** START OF Data for the task **

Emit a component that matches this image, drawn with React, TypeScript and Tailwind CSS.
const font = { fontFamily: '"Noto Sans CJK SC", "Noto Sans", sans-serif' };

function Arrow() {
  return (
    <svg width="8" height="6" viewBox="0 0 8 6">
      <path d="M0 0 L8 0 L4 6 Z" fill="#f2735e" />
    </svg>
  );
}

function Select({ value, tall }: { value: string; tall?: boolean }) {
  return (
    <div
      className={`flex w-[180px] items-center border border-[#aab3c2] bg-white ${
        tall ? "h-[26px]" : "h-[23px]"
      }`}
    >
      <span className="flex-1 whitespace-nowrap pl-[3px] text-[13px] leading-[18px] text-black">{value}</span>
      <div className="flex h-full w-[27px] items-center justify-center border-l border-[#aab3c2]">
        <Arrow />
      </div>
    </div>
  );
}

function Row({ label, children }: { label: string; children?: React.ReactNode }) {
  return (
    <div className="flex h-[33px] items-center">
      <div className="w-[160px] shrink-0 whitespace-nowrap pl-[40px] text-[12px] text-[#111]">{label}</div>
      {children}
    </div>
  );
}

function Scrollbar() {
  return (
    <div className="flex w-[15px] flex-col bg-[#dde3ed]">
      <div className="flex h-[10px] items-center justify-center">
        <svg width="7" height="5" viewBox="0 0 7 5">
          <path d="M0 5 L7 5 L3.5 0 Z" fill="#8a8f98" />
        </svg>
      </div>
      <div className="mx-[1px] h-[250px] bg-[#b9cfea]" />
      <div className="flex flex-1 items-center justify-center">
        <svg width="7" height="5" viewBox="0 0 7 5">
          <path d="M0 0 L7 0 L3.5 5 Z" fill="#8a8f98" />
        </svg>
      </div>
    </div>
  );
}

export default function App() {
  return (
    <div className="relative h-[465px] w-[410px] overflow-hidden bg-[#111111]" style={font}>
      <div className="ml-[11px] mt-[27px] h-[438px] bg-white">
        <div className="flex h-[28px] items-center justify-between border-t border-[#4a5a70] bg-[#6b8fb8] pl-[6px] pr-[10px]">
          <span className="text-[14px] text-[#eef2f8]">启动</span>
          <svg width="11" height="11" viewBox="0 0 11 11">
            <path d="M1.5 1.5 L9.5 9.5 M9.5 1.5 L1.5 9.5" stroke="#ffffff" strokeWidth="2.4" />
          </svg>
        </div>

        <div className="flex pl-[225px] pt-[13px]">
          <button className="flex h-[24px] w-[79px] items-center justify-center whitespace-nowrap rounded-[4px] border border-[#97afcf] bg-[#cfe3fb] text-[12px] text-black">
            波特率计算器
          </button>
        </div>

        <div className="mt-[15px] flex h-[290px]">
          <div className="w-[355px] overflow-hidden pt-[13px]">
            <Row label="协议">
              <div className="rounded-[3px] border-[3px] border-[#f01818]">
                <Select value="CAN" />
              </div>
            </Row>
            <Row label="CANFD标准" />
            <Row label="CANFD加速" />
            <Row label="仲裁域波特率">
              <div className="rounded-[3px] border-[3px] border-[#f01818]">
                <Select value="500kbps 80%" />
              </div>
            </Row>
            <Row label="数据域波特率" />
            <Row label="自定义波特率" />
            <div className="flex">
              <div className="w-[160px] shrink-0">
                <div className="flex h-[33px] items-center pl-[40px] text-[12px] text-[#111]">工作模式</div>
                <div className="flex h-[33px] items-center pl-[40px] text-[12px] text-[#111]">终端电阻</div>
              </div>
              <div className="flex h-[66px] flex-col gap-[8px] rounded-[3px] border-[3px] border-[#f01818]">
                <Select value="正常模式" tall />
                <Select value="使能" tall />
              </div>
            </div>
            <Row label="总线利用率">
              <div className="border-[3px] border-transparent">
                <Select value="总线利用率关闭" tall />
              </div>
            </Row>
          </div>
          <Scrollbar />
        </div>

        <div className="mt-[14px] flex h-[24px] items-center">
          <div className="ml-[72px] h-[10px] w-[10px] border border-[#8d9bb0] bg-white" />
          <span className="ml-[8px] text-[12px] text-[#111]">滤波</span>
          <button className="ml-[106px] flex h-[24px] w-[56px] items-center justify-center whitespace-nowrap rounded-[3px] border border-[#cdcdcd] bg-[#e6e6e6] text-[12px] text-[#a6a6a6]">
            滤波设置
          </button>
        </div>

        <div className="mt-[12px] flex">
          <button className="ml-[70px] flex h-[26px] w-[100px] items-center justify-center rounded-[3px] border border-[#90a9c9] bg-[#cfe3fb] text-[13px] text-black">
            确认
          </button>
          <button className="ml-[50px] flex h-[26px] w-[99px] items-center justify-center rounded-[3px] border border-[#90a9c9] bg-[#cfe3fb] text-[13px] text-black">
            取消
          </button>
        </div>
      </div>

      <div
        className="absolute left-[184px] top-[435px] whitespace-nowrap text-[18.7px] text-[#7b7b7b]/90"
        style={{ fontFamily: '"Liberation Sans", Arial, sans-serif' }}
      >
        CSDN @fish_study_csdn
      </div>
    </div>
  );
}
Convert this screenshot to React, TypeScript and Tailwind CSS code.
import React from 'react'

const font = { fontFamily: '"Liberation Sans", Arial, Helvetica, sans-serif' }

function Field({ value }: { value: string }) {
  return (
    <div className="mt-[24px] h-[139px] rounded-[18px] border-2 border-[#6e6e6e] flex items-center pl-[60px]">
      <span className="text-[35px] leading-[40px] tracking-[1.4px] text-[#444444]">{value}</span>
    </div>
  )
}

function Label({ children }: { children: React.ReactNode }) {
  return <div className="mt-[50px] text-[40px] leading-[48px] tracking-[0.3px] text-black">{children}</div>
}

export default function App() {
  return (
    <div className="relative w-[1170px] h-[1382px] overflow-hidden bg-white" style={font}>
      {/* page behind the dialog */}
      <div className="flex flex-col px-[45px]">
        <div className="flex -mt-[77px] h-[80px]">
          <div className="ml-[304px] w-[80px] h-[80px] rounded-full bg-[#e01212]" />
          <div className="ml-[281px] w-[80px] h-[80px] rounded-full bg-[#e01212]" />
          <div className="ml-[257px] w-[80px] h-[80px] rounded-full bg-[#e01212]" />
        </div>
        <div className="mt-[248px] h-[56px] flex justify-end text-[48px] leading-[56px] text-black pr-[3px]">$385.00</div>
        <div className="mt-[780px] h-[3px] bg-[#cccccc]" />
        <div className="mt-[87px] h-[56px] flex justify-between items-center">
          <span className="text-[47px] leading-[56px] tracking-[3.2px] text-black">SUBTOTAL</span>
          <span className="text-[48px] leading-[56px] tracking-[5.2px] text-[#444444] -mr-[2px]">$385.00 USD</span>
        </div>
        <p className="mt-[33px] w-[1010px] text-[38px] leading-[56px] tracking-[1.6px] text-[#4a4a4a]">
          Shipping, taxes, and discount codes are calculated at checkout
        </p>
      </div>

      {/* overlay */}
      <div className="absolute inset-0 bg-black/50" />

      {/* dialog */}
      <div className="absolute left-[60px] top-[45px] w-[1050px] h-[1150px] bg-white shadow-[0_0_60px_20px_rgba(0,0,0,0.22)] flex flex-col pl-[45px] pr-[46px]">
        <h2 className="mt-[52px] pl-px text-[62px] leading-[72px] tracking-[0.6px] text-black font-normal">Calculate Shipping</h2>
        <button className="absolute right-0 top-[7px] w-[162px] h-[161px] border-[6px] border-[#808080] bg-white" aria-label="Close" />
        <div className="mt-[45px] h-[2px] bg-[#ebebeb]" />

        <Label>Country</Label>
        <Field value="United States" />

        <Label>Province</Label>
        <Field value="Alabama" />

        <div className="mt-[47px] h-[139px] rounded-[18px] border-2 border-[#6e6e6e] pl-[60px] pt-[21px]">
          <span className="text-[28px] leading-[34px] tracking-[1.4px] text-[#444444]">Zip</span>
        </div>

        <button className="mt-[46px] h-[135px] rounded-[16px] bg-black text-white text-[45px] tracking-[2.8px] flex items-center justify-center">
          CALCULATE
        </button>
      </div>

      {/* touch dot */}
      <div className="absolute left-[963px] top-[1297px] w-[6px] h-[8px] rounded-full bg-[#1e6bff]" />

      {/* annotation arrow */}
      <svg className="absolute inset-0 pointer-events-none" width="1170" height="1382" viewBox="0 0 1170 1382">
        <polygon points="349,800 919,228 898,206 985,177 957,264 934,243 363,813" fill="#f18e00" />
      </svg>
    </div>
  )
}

** END OF Data for the task **

▸ **Problem to solve**
From the records above, extract exactly and only the lines that begin at the line with "Convert this screenshot" and stop after the line with "Arial, Helvetica, sans-serif'".

▸ **Correct response**
Convert this screenshot to React, TypeScript and Tailwind CSS code.
import React from 'react'

const font = { fontFamily: '"Liberation Sans", Arial, Helvetica, sans-serif' }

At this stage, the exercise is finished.